What helps is grouping synonyms by nuance: (1) epistemic/state-of-knowledge—'uncertainty', 'indeterminacy'; (2) semantic/multiple-meaning—'ambiguity', 'equivocality'; (3) clarity/communication problems—'obscurity', 'opacity', 'vagueness'; (4) cognitive/emotional reactions—'perplexity', 'bewilderment' (use sparingly). I usually keep a shortlist of 10–15 go-to words and reach for the precise one that matches whether I mean a measurement problem, a textual ambiguity, or a reader’s bewilderment. That practice saves clumsy phrasing and keeps the tone academic, which is what I always aim for in my drafts.
Liam
Liam
2026-02-02 16:23:06
I tend to think about the question quantitatively and practically: there are dozens of synonyms in general English, but only some are suitable for formal writing. If I had to give a working number, I’d say about 12–16 synonyms are safe across most academic fields, and another 10–15 are borderline or context-specific. Safe picks include 'ambiguity', 'uncertainty', 'vagueness', 'obscurity', 'incoherence', 'imprecision', 'indeterminacy', 'equivocality', 'opacity', 'misunderstanding', 'perplexity', and 'confounding'. Borderline or stylistically marked choices that I use with caution are 'bewilderment', 'puzzlement', or 'chaos' (the last one is usually too informal or too strong).

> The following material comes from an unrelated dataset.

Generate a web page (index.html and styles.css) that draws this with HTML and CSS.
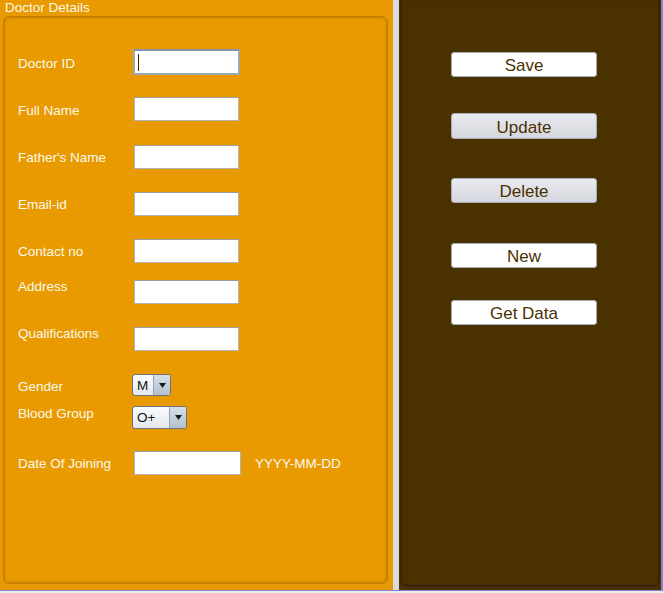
FILE: index.html
```html
<!DOCTYPE html>
<html>
<head>
<meta charset="utf-8">
<link rel="stylesheet" href="styles.css">
</head>
<body>
<div class="window">
  <section class="left">
    <div class="title">Doctor Details</div>
    <div class="box">
      <form class="form">
        <div class="row r1"><label class="lbl">Doctor ID</label><div class="field focus"><span class="caret"></span></div></div>
        <div class="row r2"><label class="lbl">Full Name</label><div class="field"></div></div>
        <div class="row r3"><label class="lbl">Father's Name</label><div class="field"></div></div>
        <div class="row r4"><label class="lbl">Email-id</label><div class="field"></div></div>
        <div class="row r5"><label class="lbl">Contact no</label><div class="field"></div></div>
        <div class="row r6"><label class="lbl up">Address</label><div class="field down"></div></div>
        <div class="row r7"><label class="lbl up">Qualifications</label><div class="field down"></div></div>
        <div class="row r8"><label class="lbl">Gender</label>
          <div class="combo gender"><span class="cval">M</span><span class="carrow"><svg width="7" height="5" viewBox="0 0 7 5"><path d="M0 0H7L3.5 5Z" fill="#1a1a1a"/></svg></span></div>
        </div>
        <div class="row r9"><label class="lbl up">Blood Group</label>
          <div class="combo blood"><span class="cval">O+</span><span class="carrow"><svg width="7" height="5" viewBox="0 0 7 5"><path d="M0 0H7L3.5 5Z" fill="#1a1a1a"/></svg></span></div>
        </div>
        <div class="row r10"><label class="lbl">Date Of Joining</label><div class="field wide"></div><span class="hint">YYYY-MM-DD</span></div>
      </form>
    </div>
  </section>
  <div class="sep"></div>
  <section class="right">
    <div class="rbox">
      <button class="btn white b1" type="button">Save</button>
      <button class="btn grey b2" type="button">Update</button>
      <button class="btn grey b3" type="button">Delete</button>
      <button class="btn white b4" type="button">New</button>
      <button class="btn white b5" type="button">Get Data</button>
    </div>
  </section>
  <div class="edge"></div>
</div>
<div class="bottom"></div>
</body>
</html>
```

FILE: styles.css
```css
* { box-sizing: border-box; }
html, body { margin: 0; padding: 0; }
body {
  width: 663px;
  height: 593px;
  background: #ececf0;
  font-family: "Liberation Sans", Arial, sans-serif;
  overflow: hidden;
}
.window {
  display: flex;
  height: 591px;
  border-bottom: 1px solid #8c7fd2;
}
.bottom { height: 2px; background: #ececf0; }
.left {
  width: 393px;
  background: #e89a00;
  display: flex;
  flex-direction: column;
}
.title {
  height: 16px;
  line-height: 16px;
  padding-left: 5px;
  color: #fdf8ec;
  font-size: 13.5px;
}
.box {
  margin: 0 5px 6px 3px;
  flex: 1;
  border: 1px solid #c07f00;
  border-radius: 6px;
  box-shadow: inset 1px 1px 2px rgba(140, 80, 0, 0.35), inset -1px -1px 2px rgba(140, 80, 0, 0.3);
}
.form {
  padding: 32px 0 0 14px;
  margin: 0;
}
.row {
  display: flex;
  align-items: flex-start;
}
.r2 { margin-top: 22px; }
.r3 { margin-top: 24px; }
.r4 { margin-top: 23px; }
.r5 { margin-top: 23px; }
.r6 { margin-top: 15px; }
.r7 { margin-top: 21px; }
.r8 { margin-top: 23px; }
.r9 { margin-top: 9px; }
.r10 { margin-top: 22px; }
.lbl {
  width: 116px;
  flex: none;
  line-height: 16px;
  font-size: 13.5px;
  color: #fdf8ec;
  margin-top: 5px;
}
.r1 .lbl { margin-top: 7px; }
.r2 .lbl { margin-top: 6px; }
.lbl.up { margin-top: 1px; }
.field {
  width: 105px;
  height: 24px;
  background: #fff;
  border: 1px solid #b4b4b4;
  border-top-color: #9c9c9c;
}
.field.down { margin-top: 2px; }
.field.wide { width: 107px; }
.field.focus {
  width: 107px;
  height: 26px;
  margin-left: -1px;
  border: 2px solid #9aa8b6;
  border-top-color: #8594a4;
  position: relative;
}
.caret {
  position: absolute;
  left: 3px;
  top: 3px;
  width: 1px;
  height: 17px;
  background: #3a2600;
}
.hint {
  margin: 5px 0 0 14px;
  line-height: 16px;
  font-size: 13.5px;
  color: #fdf8ec;
}
.combo {
  display: flex;
  margin-left: -2px;
  border: 1px solid #6f7278;
  border-radius: 3px;
  overflow: hidden;
  background: linear-gradient(#fafbfc, #e4e7ec);
}
.combo.gender { width: 39px; height: 22px; }
.combo.blood { width: 55px; height: 23px; margin-top: 1px; }
.cval {
  flex: 1;
  padding-left: 4px;
  font-size: 13.5px;
  line-height: 21px;
  color: #111;
}
.carrow {
  width: 17px;
  display: flex;
  align-items: center;
  justify-content: center;
  border-left: 1px solid #9aa4b0;
  background: linear-gradient(#d6e0ea, #b2c0ce);
}
.sep {
  width: 6px;
  background: #d9d9e1;
}
.right {
  width: 262px;
  background: #4a3200;
  padding: 0 1px 3px 1px;
  display: flex;
}
.rbox {
  flex: 1;
  border: 1px solid #3a2700;
  border-top: none;
  border-radius: 0 0 6px 6px;
  box-shadow: inset 1px 0 2px rgba(0, 0, 0, 0.25), inset -1px -1px 2px rgba(0, 0, 0, 0.25);
  display: flex;
  flex-direction: column;
  align-items: flex-start;
  padding: 52px 0 0 50px;
}
.edge {
  width: 2px;
  background: #8c7fd2;
}
.btn {
  width: 146px;
  height: 25px;
  padding: 2px 0 0 0;
  border: 1px solid #a9acb6;
  border-radius: 3px;
  font-family: "Liberation Sans", Arial, sans-serif;
  font-size: 17px;
  line-height: 21px;
  color: #4a3000;
}
.btn.white { background: #fff; }
.btn.grey { background: linear-gradient(#e9eaef, #d5d7de); height: 26px; }
.b2 { margin-top: 36px; }
.b3 { margin-top: 39px; height: 25px !important; }
.b4 { margin-top: 40px; }
.b5 { margin-top: 32px; }
```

What matters more than the raw count is matching nuance: pick 'ambiguity' when multiple meanings exist, 'uncertainty' for probabilistic or knowledge gaps, and 'obscurity' or 'opacity' when clarity of exposition is at issue. That approach keeps my prose crisp and credible.
Samuel
Samuel
2026-02-04 18:56:08
I like to keep vocabulary lists, and for 'confusion' I usually rotate through a focused handful. There are about eight to fifteen really practical alternatives I reach for without hesitation: 'ambiguity', 'uncertainty', 'vagueness', 'obscurity', 'incoherence', 'imprecision', 'indeterminacy', and 'misunderstanding' are staples. Each carries a slightly different weight—'ambiguity' signals multiple interpretations, 'uncertainty' suggests lack of knowledge or predictive confidence, while 'incoherence' criticizes the logic or structure. I avoid more emotive words like 'bewilderment' in formal pieces, reserving those for opinion pieces or reflections. Choosing the right one often clears up a whole paragraph for me, so I try to be surgical with my selection—precision feels academic and honest, and that’s how I like to end my drafts.
Quinn
Quinn
2026-02-05 07:57:00
I get a little obsessed with nuance, so my take is short and practical: there’s no single numeric limit, but about a dozen to twenty synonyms are genuinely useful in academic writing, and the rest are situational or informal. When I choose, I think about whether the problem is about meaning (‘ambiguity’), knowledge (‘uncertainty’), expression (‘obscurity’ or ‘opacity’), or logic (‘incoherence’). I’ll often pair one noun with a clarifying phrase—'uncertainty about measurement' or 'semantic ambiguity in the term'—to make the intended sense crystal clear. That tiny addition keeps the prose professional while still letting me play with vocabulary, and it makes me feel like I’m writing thoughtfully rather than just picking fancy words.